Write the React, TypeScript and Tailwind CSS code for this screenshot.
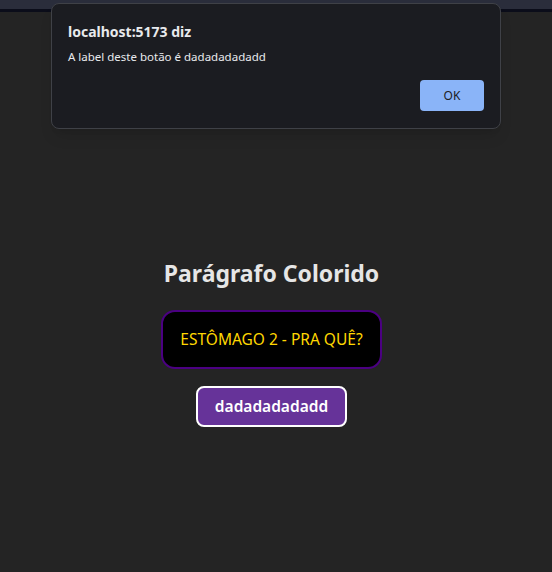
export default function App() {
  const label = 'dadadadadadd';

  return (
    <div className="relative min-h-[572px] bg-[#242424] font-['Noto_Sans',sans-serif] text-[#e8e8e8]">
      <div className="h-[9px] bg-[#2a2d3b]" />
      <div className="h-[3px] bg-[#0b0d1a]" />

      <div className="flex flex-col items-center pr-[9px] pt-[246px]">
        <h2 className="text-[23px] font-bold leading-[30px] text-[#e6e6e6]">
          Parágrafo Colorido
        </h2>
        <p className="mt-[22px] rounded-[14px] border-2 border-[#4b0082] bg-black px-[17px] py-[16px] text-[15.5px] leading-[23px] text-[#ffd700]">
          ESTÔMAGO 2 - PRA QUÊ?
        </p>
        <button className="mt-[17px] rounded-[8px] border-2 border-white bg-[#663399] px-[17px] py-[7px] text-[15.5px] font-semibold leading-[23px] text-white">
          {label}
        </button>
      </div>

      {/* alert do navegador */}
      <div className="absolute left-[51px] top-[3px] flex h-[126px] w-[450px] flex-col rounded-[8px] border border-[#3f4147] bg-[#1b1c21] px-[16px] pt-[19px] shadow-lg">
        <h3 className="text-[14px] font-bold leading-[18px] text-[#e8eaed]">
          localhost:5173 diz
        </h3>
        <p className="mt-[8px] text-[11.5px] leading-[16px] text-[#e8eaed]">
          A label deste botão é {label}
        </p>
        <div className="mt-[15px] flex justify-end">
          <button className="h-[31px] w-[64px] rounded-[4px] bg-[#8ab4f8] text-[12px] text-[#202124]">
            OK
          </button>
        </div>
      </div>
    </div>
  );
}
* * * * * * *
Go from the first line of the data above to the line containing "const label = 'dadadadadadd';" and retype exactly those lines, both included, but none of the pictures.

- **WRITTEN RESPONSE**:
Write the React, TypeScript and Tailwind CSS code for this screenshot.
export default function App() {
  const label = 'dadadadadadd';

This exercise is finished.